Alkene Insertion into Carbon–Halogen Bonds Enabled by Aggregation

Alkene Insertion into Carbon–Halogen Bonds Enabled by Aggregation

Author: ChemistryViews

Molecular aggregation affects the interactions between molecules and can be a useful tool, e.g., in materials science. Its value for chemical reaction development has been far less explored. In solvent-free reactions, reactants are in close contact with each other, and such an aggregated state may benefit the reaction. Research attention has been paid to the sustainable features of solvent-free reactions, but their potential to promote reactions has not been well-studied.

Chen-Guo Feng, Shanghai University of Traditional Chinese Medicine, China, and Shanghai Institute of Organic Chemistry, Chinese Academy of Sciences, Chunsen Li, Fujian Institute of Research on the Structure of Matter, Chinese Academy of Sciences, Fuzhou, Yingbin Liu, Shanghai Jiao Tong University School of Medicine, China, and colleagues have developed a method for aggregation-enabled alkene insertion into carbon–halogen bonds (pictured). The team reacted different aryl ethylenes with benzyl chloride, bromide, and iodide derivatives at 80–120 °C for 1–5 h under air. The corresponding insertion products were obtained in moderate to excellent yields.
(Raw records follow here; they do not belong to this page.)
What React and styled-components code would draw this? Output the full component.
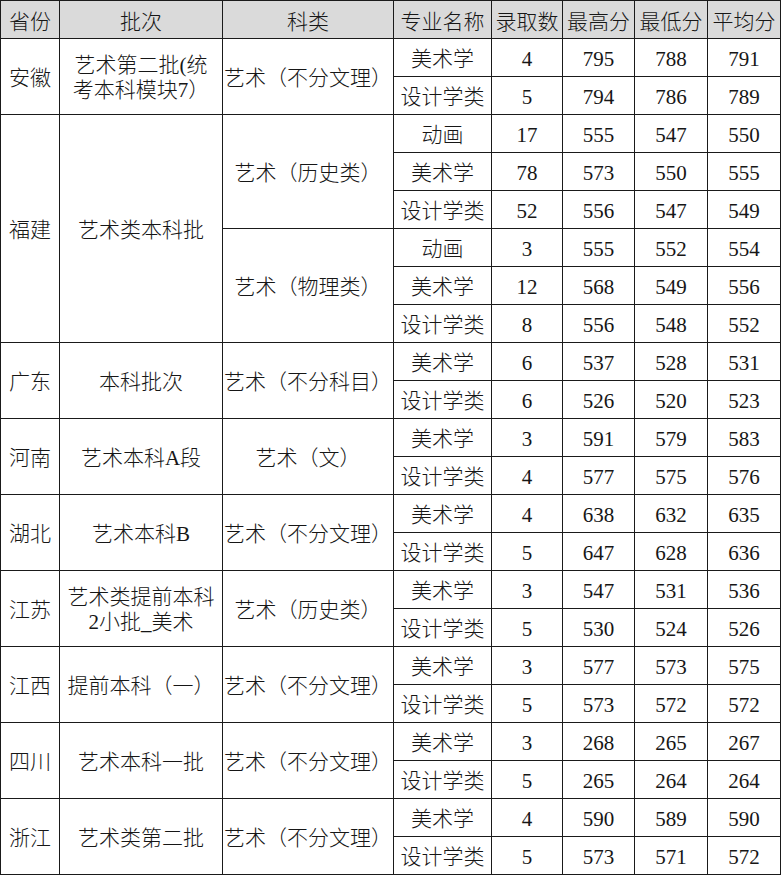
import React from "react";
import styled, { createGlobalStyle } from "styled-components";

const GlobalStyle = createGlobalStyle`
  html, body { margin: 0; padding: 0; background: #fff; }
  body { font-family: "Liberation Serif", "Noto Sans CJK SC", serif; color: #111; }
`;

const Table = styled.table`
  border-collapse: collapse;
  table-layout: fixed;
  width: 781px;
  font-size: 21px;
  font-family: "Liberation Serif", "Noto Sans CJK SC", serif;
  font-weight: 300;
  color: #161616;
`;

const HeadCell = styled.th`
  height: 36px;
  padding: 1px 0 0;
  font-weight: 300;
  background: #dadada;
  border: 1px solid #1a1a1a;
  text-align: center;
  vertical-align: middle;
  white-space: nowrap;
`;

const Cell = styled.td`
  height: 34px;
  padding: 3px 0 0;
  border: 1px solid #1a1a1a;
  text-align: center;
  vertical-align: middle;
  line-height: 25px;
  white-space: nowrap;
`;

const columns = [
  { label: "省份", w: 59 },
  { label: "批次", w: 163 },
  { label: "科类", w: 171 },
  { label: "专业名称", w: 98 },
  { label: "录取数", w: 71 },
  { label: "最高分", w: 72 },
  { label: "最低分", w: 73 },
  { label: "平均分", w: 73 },
];

const data = [
  {
    prov: "安徽",
    batch: ["艺术第二批(统", "考本科模块7）"],
    groups: [
      {
        kind: "艺术（不分文理）",
        rows: [
          ["美术学", 4, 795, 788, 791],
          ["设计学类", 5, 794, 786, 789],
        ],
      },
    ],
  },
  {
    prov: "福建",
    batch: ["艺术类本科批"],
    groups: [
      {
        kind: "艺术（历史类）",
        rows: [
          ["动画", 17, 555, 547, 550],
          ["美术学", 78, 573, 550, 555],
          ["设计学类", 52, 556, 547, 549],
        ],
      },
      {
        kind: "艺术（物理类）",
        rows: [
          ["动画", 3, 555, 552, 554],
          ["美术学", 12, 568, 549, 556],
          ["设计学类", 8, 556, 548, 552],
        ],
      },
    ],
  },
  {
    prov: "广东",
    batch: ["本科批次"],
    groups: [
      {
        kind: "艺术（不分科目）",
        rows: [
          ["美术学", 6, 537, 528, 531],
          ["设计学类", 6, 526, 520, 523],
        ],
      },
    ],
  },
  {
    prov: "河南",
    batch: ["艺术本科A段"],
    groups: [
      {
        kind: "艺术（文）",
        rows: [
          ["美术学", 3, 591, 579, 583],
          ["设计学类", 4, 577, 575, 576],
        ],
      },
    ],
  },
  {
    prov: "湖北",
    batch: ["艺术本科B"],
    groups: [
      {
        kind: "艺术（不分文理）",
        rows: [
          ["美术学", 4, 638, 632, 635],
          ["设计学类", 5, 647, 628, 636],
        ],
      },
    ],
  },
  {
    prov: "江苏",
    batch: ["艺术类提前本科", "2小批_美术"],
    groups: [
      {
        kind: "艺术（历史类）",
        rows: [
          ["美术学", 3, 547, 531, 536],
          ["设计学类", 5, 530, 524, 526],
        ],
      },
    ],
  },
  {
    prov: "江西",
    batch: ["提前本科（一）"],
    groups: [
      {
        kind: "艺术（不分文理）",
        rows: [
          ["美术学", 3, 577, 573, 575],
          ["设计学类", 5, 573, 572, 572],
        ],
      },
    ],
  },
  {
    prov: "四川",
    batch: ["艺术本科一批"],
    groups: [
      {
        kind: "艺术（不分文理）",
        rows: [
          ["美术学", 3, 268, 265, 267],
          ["设计学类", 5, 265, 264, 264],
        ],
      },
    ],
  },
  {
    prov: "浙江",
    batch: ["艺术类第二批"],
    groups: [
      {
        kind: "艺术（不分文理）",
        rows: [
          ["美术学", 4, 590, 589, 590],
          ["设计学类", 5, 573, 571, 572],
        ],
      },
    ],
  },
];

export default function App() {
  const bodyRows = [];
  data.forEach((p) => {
    const total = p.groups.reduce((n, g) => n + g.rows.length, 0);
    p.groups.forEach((g, gi) => {
      g.rows.forEach((r, ri) => {
        const first = gi === 0 && ri === 0;
        bodyRows.push(
          <tr key={`${p.prov}-${gi}-${ri}`}>
            {first && <Cell rowSpan={total}>{p.prov}</Cell>}
            {first && (
              <Cell rowSpan={total}>
                {p.batch.map((line, i) => (
                  <React.Fragment key={i}>
                    {i > 0 && <br />}
                    {line}
                  </React.Fragment>
                ))}
              </Cell>
            )}
            {ri === 0 && <Cell rowSpan={g.rows.length}>{g.kind}</Cell>}
            {r.map((v, i) => (
              <Cell key={i}>{v}</Cell>
            ))}
          </tr>
        );
      });
    });
  });

  return (
    <>
      <GlobalStyle />
      <Table>
        <colgroup>
          {columns.map((c) => (
            <col key={c.label} style={{ width: c.w }} />
          ))}
        </colgroup>
        <thead>
          <tr>
            {columns.map((c) => (
              <HeadCell key={c.label}>{c.label}</HeadCell>
            ))}
          </tr>
        </thead>
        <tbody>{bodyRows}</tbody>
      </Table>
    </>
  );
}
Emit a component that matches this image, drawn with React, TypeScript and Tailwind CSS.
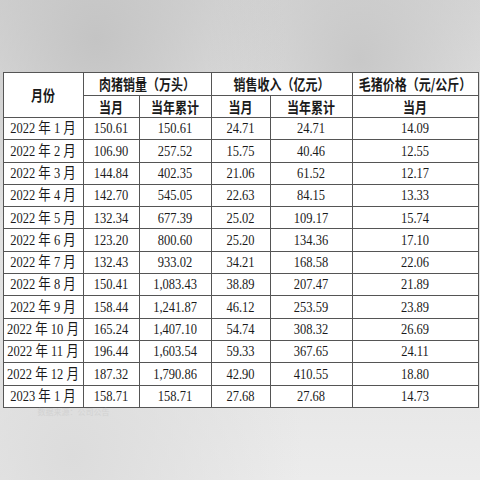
import React from 'react';

const ROWS: [string, string, string, string, string, string][] = [
  ['2022 年 1 月', '150.61', '150.61', '24.71', '24.71', '14.09'],
  ['2022 年 2 月', '106.90', '257.52', '15.75', '40.46', '12.55'],
  ['2022 年 3 月', '144.84', '402.35', '21.06', '61.52', '12.17'],
  ['2022 年 4 月', '142.70', '545.05', '22.63', '84.15', '13.33'],
  ['2022 年 5 月', '132.34', '677.39', '25.02', '109.17', '15.74'],
  ['2022 年 6 月', '123.20', '800.60', '25.20', '134.36', '17.10'],
  ['2022 年 7 月', '132.43', '933.02', '34.21', '168.58', '22.06'],
  ['2022 年 8 月', '150.41', '1,083.43', '38.89', '207.47', '21.89'],
  ['2022 年 9 月', '158.44', '1,241.87', '46.12', '253.59', '23.89'],
  ['2022 年 10 月', '165.24', '1,407.10', '54.74', '308.32', '26.69'],
  ['2022 年 11 月', '196.44', '1,603.54', '59.33', '367.65', '24.11'],
  ['2022 年 12 月', '187.32', '1,790.86', '42.90', '410.55', '18.80'],
  ['2023 年 1 月', '158.71', '158.71', '27.68', '27.68', '14.73'],
];

const cell = 'border border-[#555] text-center align-middle p-0 whitespace-nowrap';

// the source image is a bit stretched vertically, so text gets a taller scale
function T({ children }: { children: React.ReactNode }) {
  return <span className="inline-block scale-y-[1.22]">{children}</span>;
}

export default function App() {
  return (
    <div
      className="w-[480px] h-[480px] overflow-hidden pt-[72px] px-[2.5px] bg-[radial-gradient(ellipse_at_20%_8%,#c4c4c4_0%,transparent_35%),radial-gradient(ellipse_at_75%_12%,#c8c8c8_0%,transparent_30%),radial-gradient(ellipse_at_15%_95%,#dcdcdc_0%,transparent_40%),linear-gradient(to_bottom,#d6d6d6_0%,#dedede_15%,#e8e8e8_85%,#ececec_100%)]"
      style={{ fontFamily: '"Liberation Serif", "Noto Sans CJK SC", serif' }}
    >
      <table className="w-[475px] table-fixed border-collapse bg-white text-[#1a1a1a] text-[12.5px] leading-none">
        <colgroup>
          <col className="w-[80px]" />
          <col className="w-[56px]" />
          <col className="w-[72px]" />
          <col className="w-[59px]" />
          <col className="w-[82px]" />
          <col className="w-[126px]" />
        </colgroup>
        <thead className="font-bold text-[12px]" style={{ fontFamily: '"Noto Sans CJK SC", sans-serif' }}>
          <tr className="h-[23px]">
            <th rowSpan={2} className={cell}><T>月份</T></th>
            <th colSpan={2} className={cell}><T>肉猪销量（万头）</T></th>
            <th colSpan={2} className={cell}><T>销售收入（亿元）</T></th>
            <th className={cell}><T>毛猪价格（元/公斤）</T></th>
          </tr>
          <tr className="h-[22px]">
            <th className={cell}><T>当月</T></th>
            <th className={cell}><T>当年累计</T></th>
            <th className={cell}><T>当月</T></th>
            <th className={cell}><T>当年累计</T></th>
            <th className={cell}><T>当月</T></th>
          </tr>
        </thead>
        <tbody>
          {ROWS.map((r) => (
            <tr key={r[0]} className="h-[22.3px]">
              {r.map((v, i) => (
                <td key={i} className={cell}><T>{v}</T></td>
              ))}
            </tr>
          ))}
        </tbody>
      </table>
      <div className="mt-[1px] ml-[35px] text-[8px] leading-none text-[#d2d2d2]">
        数据来源：公司公告
      </div>
    </div>
  );
}
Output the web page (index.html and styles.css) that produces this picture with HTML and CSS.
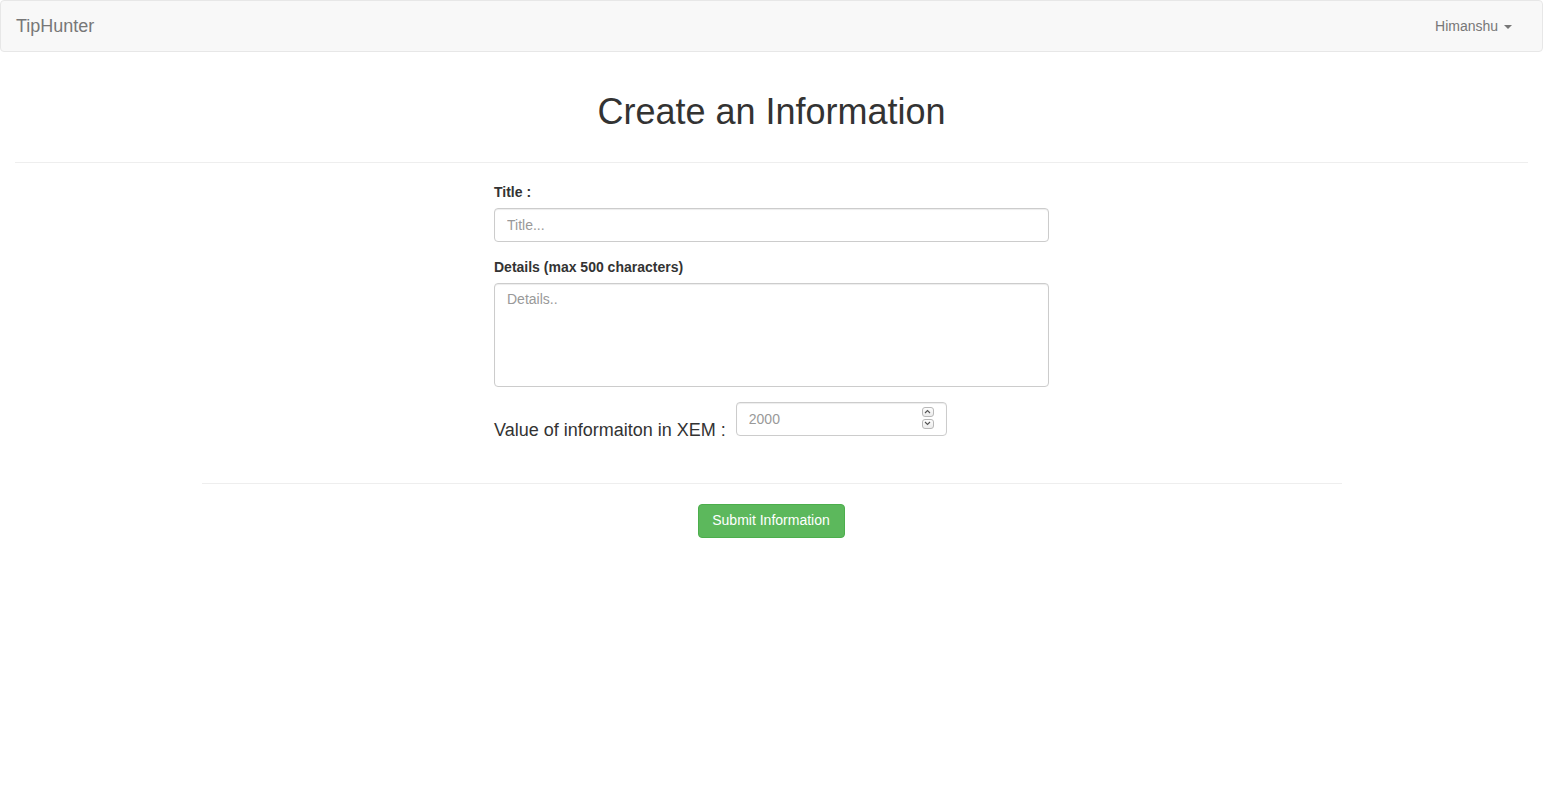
FILE: index.html
```html
<!DOCTYPE html>
<html>
<head>
<meta charset="utf-8">
<title>TipHunter</title>
<link rel="stylesheet" href="styles.css">
</head>
<body>
<nav class="navbar">
  <a class="brand" href="#">TipHunter</a>
  <a class="user" href="#">Himanshu <span class="caret"></span></a>
</nav>
<div class="page">
  <h1 class="heading">Create an Information</h1>
  <hr class="rule-wide">
  <form class="form">
    <div class="group group-first">
      <label class="label" for="title">Title :</label>
      <input class="control" id="title" type="text" placeholder="Title...">
    </div>
    <div class="group">
      <label class="label" for="details">Details (max 500 characters)</label>
      <textarea class="control area" id="details" placeholder="Details.."></textarea>
    </div>
    <div class="value-row">
      <label class="value-label" for="value">Value of informaiton in XEM :</label>
      <div class="number-wrap">
        <input class="control number" id="value" type="number" placeholder="2000">
        <span class="spinner" aria-hidden="true">
          <span class="spin-btn">
            <svg width="7" height="5" viewBox="0 0 7 5"><path d="M1 4 L3.5 1.5 L6 4" fill="none" stroke="#555" stroke-width="1.1"/></svg>
          </span>
          <span class="spin-btn">
            <svg width="7" height="5" viewBox="0 0 7 5"><path d="M1 1 L3.5 3.5 L6 1" fill="none" stroke="#555" stroke-width="1.1"/></svg>
          </span>
        </span>
      </div>
    </div>
  </form>
  <div class="footer">
    <hr class="rule-narrow">
    <button class="btn-submit" type="button">Submit Information</button>
  </div>
</div>
</body>
</html>
```
FILE: styles.css
```css
* { box-sizing: border-box; }
html, body { margin: 0; padding: 0; }
body {
  font-family: "Liberation Sans", Arial, sans-serif;
  font-size: 14px;
  line-height: 1.42857;
  color: #333;
  background: #fff;
}
.navbar {
  height: 52px;
  background: #f8f8f8;
  border: 1px solid #e7e7e7;
  border-radius: 4px;
  display: flex;
  align-items: center;
  justify-content: space-between;
  margin-bottom: 20px;
}
.brand {
  font-size: 18px;
  line-height: 20px;
  color: #777;
  text-decoration: none;
  padding: 15px;
}
.user {
  color: #777;
  text-decoration: none;
  font-size: 14px;
  line-height: 20px;
  padding: 15px;
  margin-right: 15px;
}
.caret {
  display: inline-block;
  width: 0;
  height: 0;
  margin-left: 2px;
  vertical-align: middle;
  border-top: 4px solid #777;
  border-left: 4px solid transparent;
  border-right: 4px solid transparent;
}
.page { padding: 0 15px; }
.heading {
  font-family: "Liberation Sans", Arial, sans-serif;
  font-weight: 500;
  font-size: 36px;
  line-height: 1.1;
  text-align: center;
  margin: 40px 0 20px;
  color: #333;
}
hr {
  border: 0;
  border-top: 1px solid #eee;
  margin: 20px 0;
}
.rule-wide { margin-top: 30px; }
.form {
  width: 555px;
  margin: 0 auto;
}
.group { margin-bottom: 15px; }
.group-first { margin-bottom: 16px; }
.label {
  display: block;
  font-weight: bold;
  margin-bottom: 5px;
}
.control {
  display: block;
  width: 100%;
  height: 34px;
  padding: 6px 12px;
  font-family: "Liberation Sans", Arial, sans-serif;
  font-size: 14px;
  line-height: 1.42857;
  color: #555;
  background: #fff;
  border: 1px solid #ccc;
  border-radius: 4px;
  box-shadow: inset 0 1px 1px rgba(0,0,0,.075);
}
.control::placeholder { color: #999; }
.area { height: 104px; resize: none; }
.value-row {
  display: flex;
  align-items: flex-start;
  gap: 10px;
}
.value-label {
  font-size: 18px;
  line-height: 20px;
  padding-top: 18px;
}
.number-wrap {
  position: relative;
  width: 211px;
}
.number { -moz-appearance: textfield; padding-right: 30px; }
.number::-webkit-inner-spin-button,
.number::-webkit-outer-spin-button { -webkit-appearance: none; margin: 0; }
.spinner {
  position: absolute;
  right: 13px;
  top: 5px;
  display: flex;
  flex-direction: column;
  gap: 2px;
}
.spin-btn {
  width: 12px;
  height: 10px;
  border: 1px solid #b8b8b8;
  border-radius: 3px;
  background: linear-gradient(#fdfdfd, #ececec);
  display: flex;
  align-items: center;
  justify-content: center;
}
.spin-btn svg { display: block; }
.footer {
  width: 1140px;
  margin: 43px auto 0;
  text-align: center;
}
.rule-narrow { margin: 0 0 20px; }
.btn-submit {
  font-family: "Liberation Sans", Arial, sans-serif;
  font-size: 14px;
  line-height: 1.42857;
  padding: 6px 14px 6px 13px;
  height: 34px;
  color: #fff;
  background: #5cb85c;
  border: 1px solid #4cae4c;
  border-radius: 4px;
  cursor: pointer;
}
```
According to the researchers, the spontaneous cleavage of carbon–halogen bonds generates an intimate ion pair, which can be quickly captured by alkenes in the aggregated state. Additional catalysts or promoters are not necessary for the transformation. Experiments with added solvent indicate that the aggregated state is critical for the reaction. The method provides a broad substrate scope, high functional group tolerance, simple operation, high atom economy, and sustainability. The work could encourage further reaction development based on an aggregation strategy.